The ability of GPR to detect buried objects or layers depends on several factors, including the frequency of the EM waves, the electrical properties of the materials, and the depth of the target. Higher frequencies provide better resolution but have limited penetration depth, while lower frequencies can penetrate deeper but with lower resolution. The contrast in electrical properties between the target and the surrounding materials is also crucial for the successful detection of subsurface features.

Applications of Ground Penetrating Radar

Archaeology: GPR has been widely employed in archaeological investigations to identify buried structures, artifacts, and human remains. It allows archaeologists to map ancient settlements, tombs, and other cultural features without causing damage to the site or the artifacts.
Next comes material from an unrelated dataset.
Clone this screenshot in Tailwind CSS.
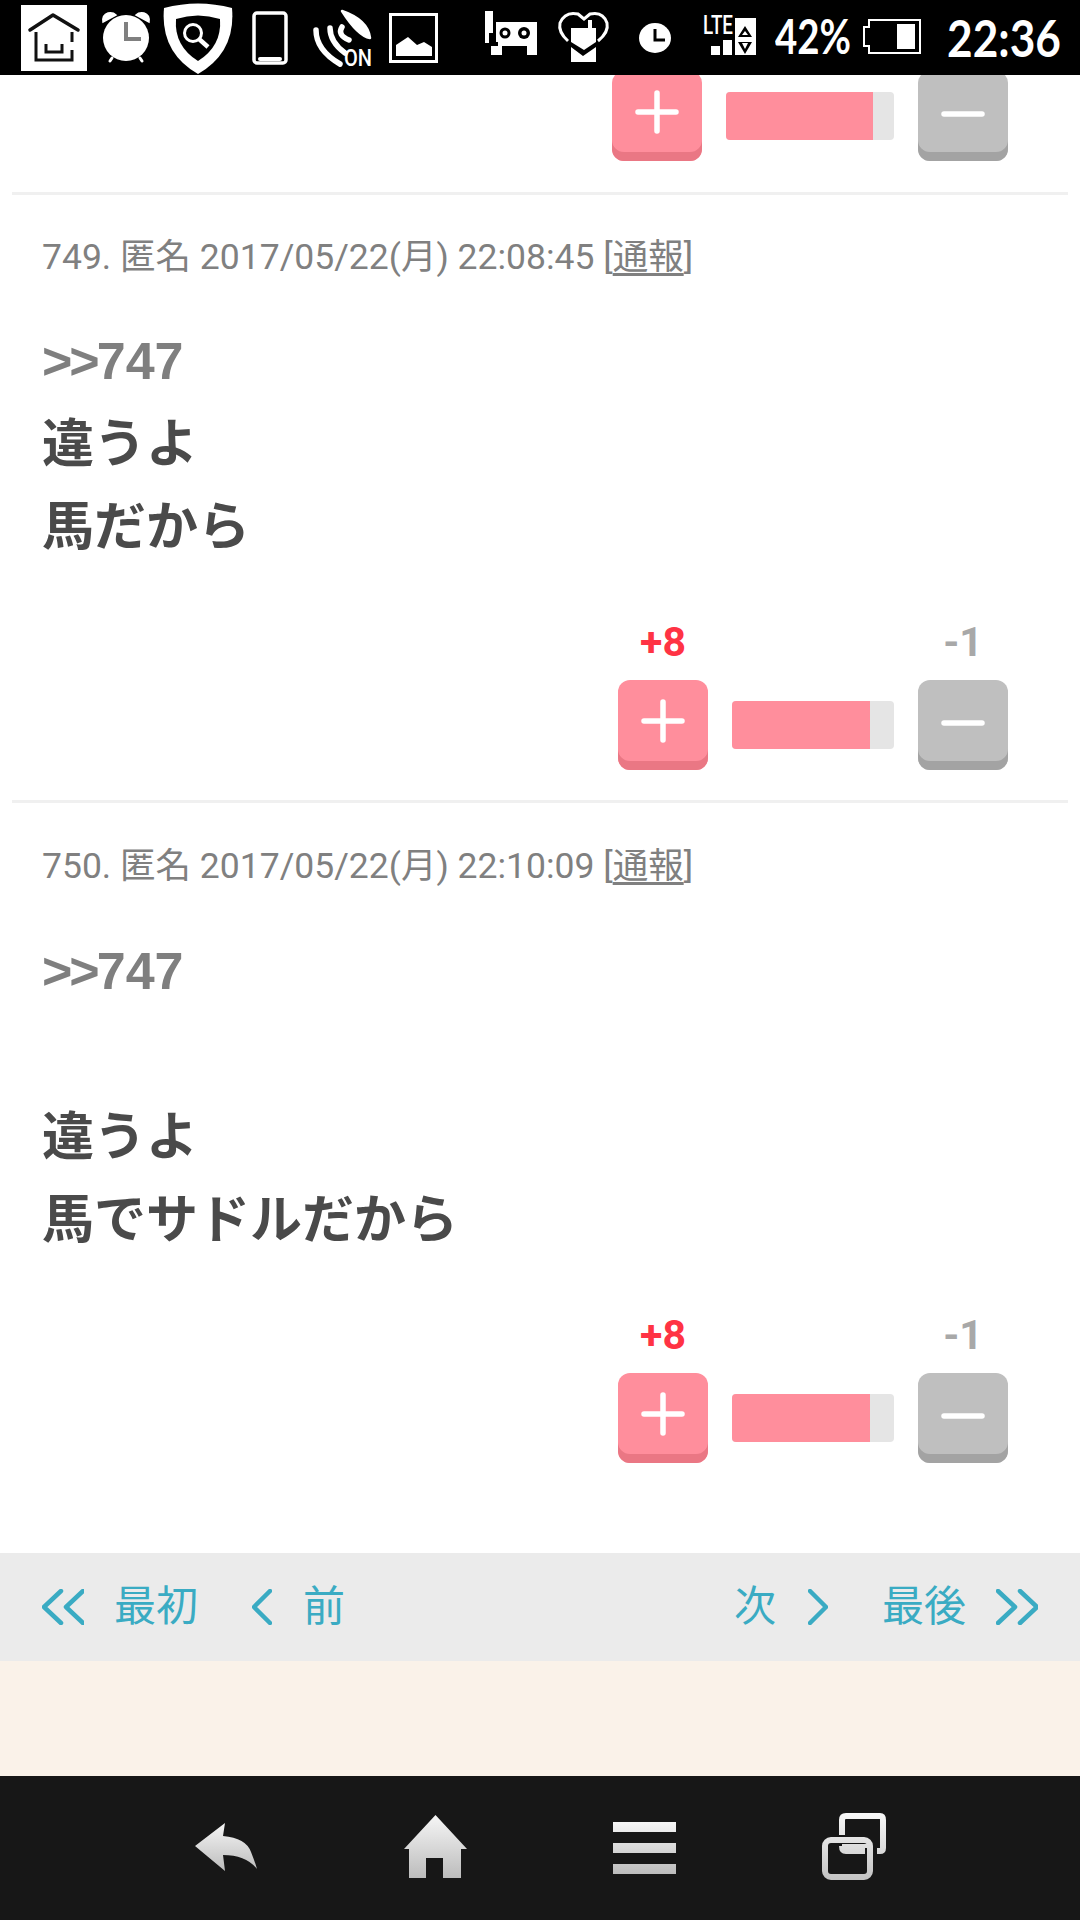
<!DOCTYPE html>
<html lang="ja">
<head>
<meta charset="utf-8">
<script src="https://cdn.jsdelivr.net/npm/@tailwindcss/browser@4"></script>
</head>
<body class="bg-white font-['Roboto','Noto_Sans_CJK_JP',sans-serif]">
<div class="w-[1080px] h-[1920px] overflow-hidden flex flex-col">

  <!-- status bar -->
  <div class="h-[75px] shrink-0 bg-black flex items-start text-white relative z-10">
    <svg class="w-[760px] h-[75px] shrink-0" viewBox="0 0 760 75" fill="none">
      <!-- home box -->
      <rect x="21" y="5" width="66" height="66" fill="#fff"/>
      <path d="M30 30 L53 15 L78 30" stroke="#111" stroke-width="3.5" stroke-linecap="round" stroke-linejoin="round"/>
      <path d="M36 32 V60 H72 V50 M72 42 V32" stroke="#111" stroke-width="3"/>
      <path d="M46 44 V52 H62 V44" stroke="#111" stroke-width="3"/>
      <!-- alarm -->
      <ellipse cx="126" cy="38" rx="23" ry="23" fill="#fff"/>
      <path d="M103 22 Q102 15 108 13 Q113 12 116 15 Z M149 22 Q150 15 144 13 Q139 12 136 15 Z" fill="#fff" stroke="#fff" stroke-width="1.5"/>
      <path d="M112 58 L110 61 M140 58 L142 61" stroke="#fff" stroke-width="3" stroke-linecap="round"/>
      <path d="M126 22 V39 H141" stroke="#808080" stroke-width="4"/>
      <!-- shield -->
      <path d="M164 8 Q198 -1 232 8 Q236 52 198 74 Q160 52 164 8 Z" fill="#fff"/>
      <path d="M176 19 Q198 12 220 19 Q222 46 198 61 Q174 46 176 19 Z" fill="#000"/>
      <circle cx="193" cy="33" r="8.500" stroke="#fff" stroke-width="3"/>
      <path d="M199 39 L208 47" stroke="#fff" stroke-width="4.500"/>
      <!-- phone -->
      <rect x="254" y="13" width="32" height="50" rx="3" stroke="#fff" stroke-width="3.500"/>
      <rect x="258" y="57" width="24" height="4" rx="2" fill="#fff"/>
      <!-- nfc -->
      <path d="M342 11 Q368 20 370 38 Q358 36 342 11 Z" fill="#fff" stroke="#fff" stroke-width="2.500" stroke-linejoin="round"/>
      <path d="M342 27 Q337 35 349 40 M330 28 Q330 42 345 53 M316 30 Q316 50 340 64" stroke="#fff" stroke-width="5.500" stroke-linecap="round"/>
      <text x="344" y="66" fill="#fff" font-family="Roboto" font-weight="500" font-size="24" textLength="28" lengthAdjust="spacingAndGlyphs">ON</text>
      <!-- picture -->
      <rect x="390.500" y="14.500" width="46" height="47" stroke="#fff" stroke-width="3"/>
      <path d="M396 56 V45 L408 37 L417 45 L424 42 L432 47 V56 Z" fill="#fff"/>
      <!-- robot -->
      <path d="M485 11 H493 V33 H489 V43 H485 Z" fill="#fff"/>
      <path d="M496 22 H537 V55 H527 V46 H502 V55 H491 V46 H498 V42 H496 Z" fill="#fff"/>
      <circle cx="505" cy="33" r="5.500" fill="#000"/><circle cx="505" cy="33" r="2.500" fill="#fff"/>
      <circle cx="524" cy="33" r="6" fill="#000"/><circle cx="524" cy="33" r="2.500" fill="#fff"/>
      <!-- heart -->
      <path d="M568 41 Q558 32 560 23 Q565 11 578 14 L584 19 L590 14 Q603 11 607 23 Q609 32 598 41" stroke="#fff" stroke-width="3"/>
      <path d="M571 28 H588 V20 H592 V28 H596 V42 L584 50 L571 42 Z" fill="#fff"/>
      <path d="M571 47 L583 56 L596 47 V62 H571 Z" fill="#fff"/>
      <!-- clock -->
      <ellipse cx="655" cy="38" rx="16" ry="15" fill="#fff"/>
      <path d="M655 29 V40 H665" stroke="#000" stroke-width="3"/>
      <!-- LTE + signal -->
      <text x="703" y="34" fill="#fff" font-family="Roboto" font-weight="500" font-size="26" textLength="30" lengthAdjust="spacingAndGlyphs">LTE</text>
      <rect x="711" y="46" width="9" height="9" fill="#fff"/>
      <rect x="723" y="40" width="9" height="15" fill="#fff"/>
      <rect x="735" y="18" width="21" height="37" fill="#fff"/>
      <path d="M745 26 L738 37 H752 Z M745 54 L738 42 H752 Z" fill="#000"/>
      <path d="M745 31 L742 35 H748 Z M745 49 L742 43 H748 Z" fill="#fff"/>
    </svg>
    <span class="absolute left-[775px] top-[9px] text-[48px] leading-[54px] font-bold font-['Lato'] origin-left scale-x-[.8]">42%</span>
    <svg class="absolute left-[860px] top-0 w-[64px] h-[75px]" viewBox="860 0 64 75" fill="none">
      <path d="M869 20 H920 V53 H869 V46 H864 V27 H869 Z" stroke="#fff" stroke-width="2"/>
      <rect x="897" y="24" width="18" height="25" fill="#fff"/>
    </svg>
    <span class="absolute left-[947px] top-[8px] text-[52px] leading-[58px] font-bold font-['Lato'] origin-left scale-x-[.85]">22:36</span>
  </div>

  <!-- tail of post 748 -->
  <div class="h-[117px] shrink-0 overflow-hidden flex items-start justify-end gap-6 pr-[72px]">
    <div class="w-[90px] h-[90px] -mt-[4px] rounded-xl bg-[#ff8e9c] shadow-[inset_0_-9px_0_#ea7784] flex items-center justify-center pb-[9px]">
      <svg class="w-[44px] h-[44px]" viewBox="0 0 44 44"><path d="M22 3 V41 M3 22 H41" stroke="#fff" stroke-width="5.500" stroke-linecap="round"/></svg>
    </div>
    <div class="w-[168px] h-[48px] mt-[17px] rounded-[4px] overflow-hidden bg-[#e5e5e5]"><div class="h-full w-[147px] bg-[#ff8e9c]"></div></div>
    <div class="w-[90px] h-[90px] -mt-[4px] rounded-xl bg-[#bfbfbf] shadow-[inset_0_-9px_0_#a3a3a3] flex items-center justify-center pb-[9px]">
      <svg class="w-[44px] h-[44px]" viewBox="0 0 44 44"><path d="M3 24 H41" stroke="#fff" stroke-width="5.500" stroke-linecap="round"/></svg>
    </div>
  </div>

  <!-- post 749 -->
  <div class="mx-3 h-[3px] shrink-0 bg-[#f0f0f0]"></div>
  <div class="shrink-0 h-[605px]">
    <p class="pt-[42px] pl-[42px] h-[81px] text-[35.500px] leading-[40px] text-[#808080] whitespace-nowrap">749. 匿名 2017/05/22(月) 22:08:45 [<span class="underline underline-offset-4">通報</span>]</p>
    <div class="mt-[44px] pl-[42px] text-[52px] leading-[83px] font-bold text-[#4a4a4a]">
      <p class="text-[#7f7f7f] font-['Liberation_Sans','Noto_Sans_CJK_JP',sans-serif]"><span class="tracking-[-3px]">&gt;&gt;</span>747</p>
      <p>違うよ</p>
      <p>馬だから</p>
    </div>
    <div class="mt-[51px] flex items-end justify-end gap-6 pr-[72px]">
      <div class="w-[90px] flex flex-col items-center">
        <span class="h-[44px] mb-4 text-[41px] leading-[44px] font-bold text-[#ff3344]">+8</span>
        <div class="w-[90px] h-[90px] rounded-xl bg-[#ff8e9c] shadow-[inset_0_-9px_0_#ea7784] flex items-center justify-center pb-[9px]">
          <svg class="w-[44px] h-[44px]" viewBox="0 0 44 44"><path d="M22 3 V41 M3 22 H41" stroke="#fff" stroke-width="5.500" stroke-linecap="round"/></svg>
        </div>
      </div>
      <div class="w-[162px] h-[48px] mb-[21px] rounded-[4px] overflow-hidden bg-[#e5e5e5]"><div class="h-full w-[138px] bg-[#ff8e9c]"></div></div>
      <div class="w-[90px] flex flex-col items-center">
        <span class="h-[44px] mb-4 text-[41px] leading-[44px] font-bold text-[#a8a8a8]">-1</span>
        <div class="w-[90px] h-[90px] rounded-xl bg-[#bfbfbf] shadow-[inset_0_-9px_0_#a3a3a3] flex items-center justify-center pb-[9px]">
          <svg class="w-[44px] h-[44px]" viewBox="0 0 44 44"><path d="M3 24 H41" stroke="#fff" stroke-width="5.500" stroke-linecap="round"/></svg>
        </div>
      </div>
    </div>
  </div>

  <!-- post 750 -->
  <div class="mx-3 h-[3px] shrink-0 bg-[#f0f0f0]"></div>
  <div class="shrink-0 h-[750px]">
    <p class="pt-[43px] pl-[42px] h-[83px] text-[35.500px] leading-[40px] text-[#808080] whitespace-nowrap">750. 匿名 2017/05/22(月) 22:10:09 [<span class="underline underline-offset-4">通報</span>]</p>
    <div class="mt-[44px] pl-[42px] text-[52px] leading-[83px] font-bold text-[#4a4a4a]">
      <p class="text-[#7f7f7f] font-['Liberation_Sans','Noto_Sans_CJK_JP',sans-serif]"><span class="tracking-[-3px]">&gt;&gt;</span>747</p>
      <p class="h-[83px]"></p>
      <p>違うよ</p>
      <p>馬でサドルだから</p>
    </div>
    <div class="mt-[51px] flex items-end justify-end gap-6 pr-[72px]">
      <div class="w-[90px] flex flex-col items-center">
        <span class="h-[44px] mb-4 text-[41px] leading-[44px] font-bold text-[#ff3344]">+8</span>
        <div class="w-[90px] h-[90px] rounded-xl bg-[#ff8e9c] shadow-[inset_0_-9px_0_#ea7784] flex items-center justify-center pb-[9px]">
          <svg class="w-[44px] h-[44px]" viewBox="0 0 44 44"><path d="M22 3 V41 M3 22 H41" stroke="#fff" stroke-width="5.500" stroke-linecap="round"/></svg>
        </div>
      </div>
      <div class="w-[162px] h-[48px] mb-[21px] rounded-[4px] overflow-hidden bg-[#e5e5e5]"><div class="h-full w-[138px] bg-[#ff8e9c]"></div></div>
      <div class="w-[90px] flex flex-col items-center">
        <span class="h-[44px] mb-4 text-[41px] leading-[44px] font-bold text-[#a8a8a8]">-1</span>
        <div class="w-[90px] h-[90px] rounded-xl bg-[#bfbfbf] shadow-[inset_0_-9px_0_#a3a3a3] flex items-center justify-center pb-[9px]">
          <svg class="w-[44px] h-[44px]" viewBox="0 0 44 44"><path d="M3 24 H41" stroke="#fff" stroke-width="5.500" stroke-linecap="round"/></svg>
        </div>
      </div>
    </div>
  </div>

  <!-- pager -->
  <div class="h-[108px] shrink-0 bg-[#ebebeb] flex items-center justify-between pl-[42px] pr-[42px] text-[42px] leading-[48px] text-[#3aabc3]">
    <div class="flex items-center">
      <svg class="w-[42px] h-[36px] mr-[30px]" viewBox="0 0 42 36" fill="none"><path d="M19 2 L2 18 L19 34 M41 2 L24 18 L41 34" stroke="#3aabc3" stroke-width="4.500" stroke-linecap="round" stroke-linejoin="round"/></svg>
      <span>最初</span>
      <svg class="w-[20px] h-[36px] ml-[54px] mr-[31px]" viewBox="0 0 20 36" fill="none"><path d="M18 2 L2 18 L18 34" stroke="#3aabc3" stroke-width="4.500" stroke-linecap="round" stroke-linejoin="round"/></svg>
      <span>前</span>
    </div>
    <div class="flex items-center">
      <span>次</span>
      <svg class="w-[20px] h-[36px] ml-[32px] mr-[54px]" viewBox="0 0 20 36" fill="none"><path d="M2 2 L18 18 L2 34" stroke="#3aabc3" stroke-width="4.500" stroke-linecap="round" stroke-linejoin="round"/></svg>
      <span>最後</span>
      <svg class="w-[42px] h-[36px] ml-[30px]" viewBox="0 0 42 36" fill="none"><path d="M2 2 L19 18 L2 34 M24 2 L41 18 L24 34" stroke="#3aabc3" stroke-width="4.500" stroke-linecap="round" stroke-linejoin="round"/></svg>
    </div>
  </div>
  <div class="h-[115px] shrink-0 bg-[#faf2e9]"></div>

  <!-- nav bar -->
  <div class="h-[144px] shrink-0 bg-[#171717]">
    <svg class="w-[1080px] h-[144px]" viewBox="0 1776 1080 144" fill="none">
      <defs>
        <linearGradient id="g" x1="0" y1="0" x2="0" y2="1"><stop offset="0" stop-color="#f6f6f6"/><stop offset="1" stop-color="#bcbcbc"/></linearGradient>
        <linearGradient id="m" gradientUnits="userSpaceOnUse" x1="0" y1="1822" x2="0" y2="1874"><stop offset="0" stop-color="#f6f6f6"/><stop offset="1" stop-color="#bcbcbc"/></linearGradient>
        <linearGradient id="r" gradientUnits="userSpaceOnUse" x1="0" y1="1813" x2="0" y2="1879"><stop offset="0" stop-color="#f8f8f8"/><stop offset="1" stop-color="#c4c4c4"/></linearGradient>
      </defs>
      <path d="M195 1846 L225 1823 L223 1836 Q246 1838 251 1852 Q255 1862 257 1869 Q246 1855 223 1855 L225 1871 Z" fill="url(#g)"/>
      <path d="M435.500 1815 L467 1849 H461 V1878 H443 V1858 H426 V1878 H409 V1849 H404 Z" fill="url(#g)"/>
      <path d="M613 1822 H676 V1832 H613 Z M613 1843 H676 V1853 H613 Z M613 1864 H676 V1874 H613 Z" fill="url(#m)"/>
      <path d="M842 1835 V1820 Q842 1816 846 1816 H880 Q883 1816 883 1820 V1848 Q883 1851 880 1851 H877 M842 1846 Q842 1851 846 1851 H865" stroke="url(#r)" stroke-width="6"/>
      <rect x="825" y="1840" width="45" height="37" rx="6" stroke="url(#r)" stroke-width="6"/>
      <path d="M842 1846 H868" stroke="url(#r)" stroke-width="4"/>
    </svg>
  </div>
</div>
</body>
</html>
Civil Engineering: GPR is extensively used in civil engineering projects to evaluate the condition of structures, such as bridges, roads, and tunnels, and to locate subsurface utilities, such as water pipes, gas lines, and electrical conduits. This helps to prevent accidental damage during construction, maintenance, and repair works.

Environmental Science: GPR is employed in environmental studies to identify and monitor groundwater contamination, landfill boundaries, and other environmental hazards. It can also be used to assess soil moisture content and the thickness of soil layers for agricultural purposes.

Military: GPR has been utilized in military applications to detect unexploded ordnances, landmines, and tunnels. Its non-invasive nature makes it a valuable tool in these sensitive operations, where minimizing the risk of detonation is of paramount importance.

Glaciology: GPR has been employed to study the internal structure of glaciers and ice sheets. It is particularly useful for determining ice thickness, identifying internal layers, and mapping the distribution of meltwater within the ice.

Limitations of Ground Penetrating Radar

Despite its numerous advantages, GPR is not without its limitations. One of the main challenges is the attenuation of EM waves by certain materials, such as clay-rich soils or saline groundwater, which can severely reduce the penetration depth and the quality of the data. Additionally, GPR can be affected by interference from other sources of EM waves, such as radio signals or power lines.

Furthermore, the interpretation of GPR data can be complex and requires expertise in geophysics and a thorough understanding of the local subsurface conditions. In many cases, it is necessary to integrate GPR data with other geophysical or geological information to obtain a more comprehensive understanding of the subsurface.


Ground Penetrating Radar has transformed the way we explore and study the subsurface. Its non-invasive and non-destructive nature, coupled with its versatility, make it an invaluable tool in a wide range of applications.